Like his photographs of magazine advertisements, the Joke paintings also re-contextualized “low” culture in a “high” art context. In 1987, Prince eliminated the cartoon itself and only included its text, using the revered materials of acrylic paint on canvas to execute this rebellious act. While formally worlds away, the Prince’s Joke paintings are conceptually linked to his early work in photography. Nancy Spector, curator of Prince’s 2007 retrospective exhibition at the Guggenheim explains, “When Prince hijacks photographs and off-color jokes from their circulation in mass culture and re-presents them as his own, he injects his copies [in the artist’s words] ‘with the element of imagination and thus destablize[s]’ our sense of reality. He takes what we already know–commercial advertising, snapshots of girlfriends, one-liners, celebrity head-shots, pulp-fiction covers–and gives it back relatively unaltered, but forever changed” (N. Spector, “Nowhere Man,” Richard Prince, exh. cat., Guggenheim, New York, 2007, p. 23). She continues, “By separating a cartoon from its caption and adding a non sequitur of a joke, Prince creates strange, hybrid emblems that offer mutable narratives. What emerges from these disjunctions of image and text is a transgressive perversity, an uninhibited play of meaning in which attraction, deceit, failure, sex and death intermingle to produce work that is at once erotic, humorous, and macabre. Through his deliberate confusion of discursive systems, Prince brings to the surface the hostility, fear and shame fueling much American humor” (Ibid., p. 37). Silk-screening the jokes onto a flat, monochromatic canvas, the artist removed his hand from the making of the image, a conceptual strategy that adds to the detached coolness of the painting. As Prince jokingly remarked, “the Joke paintings are abstract. Especially in Europe if you can’t speak English” (R. Prince quoted by A. Fearnley, Richard Prince: Canaries in the Coal Mine, exh. cat., Museum of Modern Art, Oslo, 2006, p. 124).
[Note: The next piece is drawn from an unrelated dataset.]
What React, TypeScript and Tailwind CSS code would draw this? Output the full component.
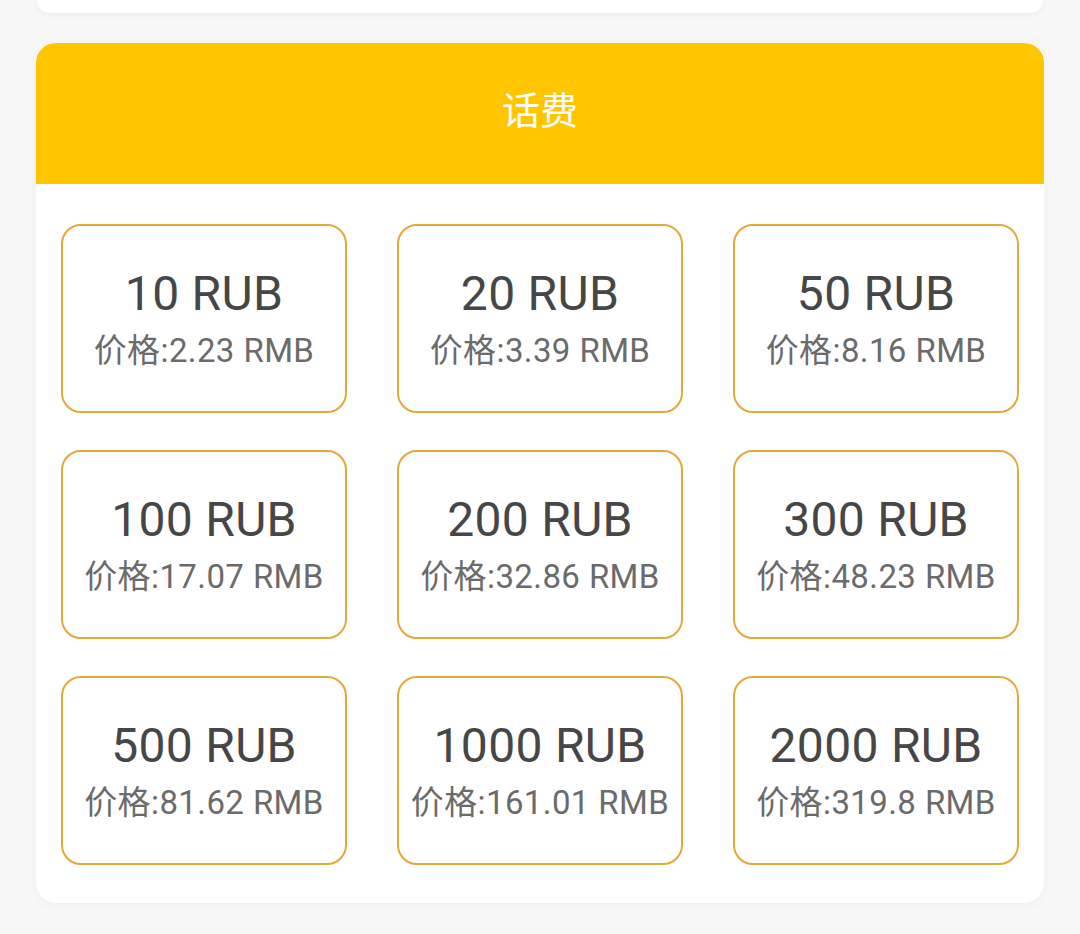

In Neighbor’s Wife, Prince flips the traditional notion of the philandering husband when the joke’s punch line reveals that it is the complaining wife who has been presumably gallivanting about town while her husband sits at home. Despite the tongue-in-cheek humor of its punchline, the painting displays an elegance and sophistication that arrests the viewer by nature of its beautiful, sumptuous materials and the purity of its imagery. Though the joke paintings initially thumbed their nose at the established artistic milieu at the time, they have by now become firmly ensconced in the very canon they sought to disrupt. Nancy Spector recently described this phenomenon: “With his Monochrome Jokes Prince achieved the anti-masterpiece–an art object that refuses to behave in a museum or market context that privileges the notion of greatness. … Prince’s Jokes represent a skillfully calculated inversion of art’s essential value system. … The irony, of course, is that Prince’s anti-masterpieces have all sold, and, in recent years, sold well. What originated as a protest against the vanities of the 1980s art market in the form of a ‘joke’ on collectors, curators, and critics who were busy jumping on the Neo-Expressionist bandwagon, has now entered the art-historical canon” (Ibid., p. 39).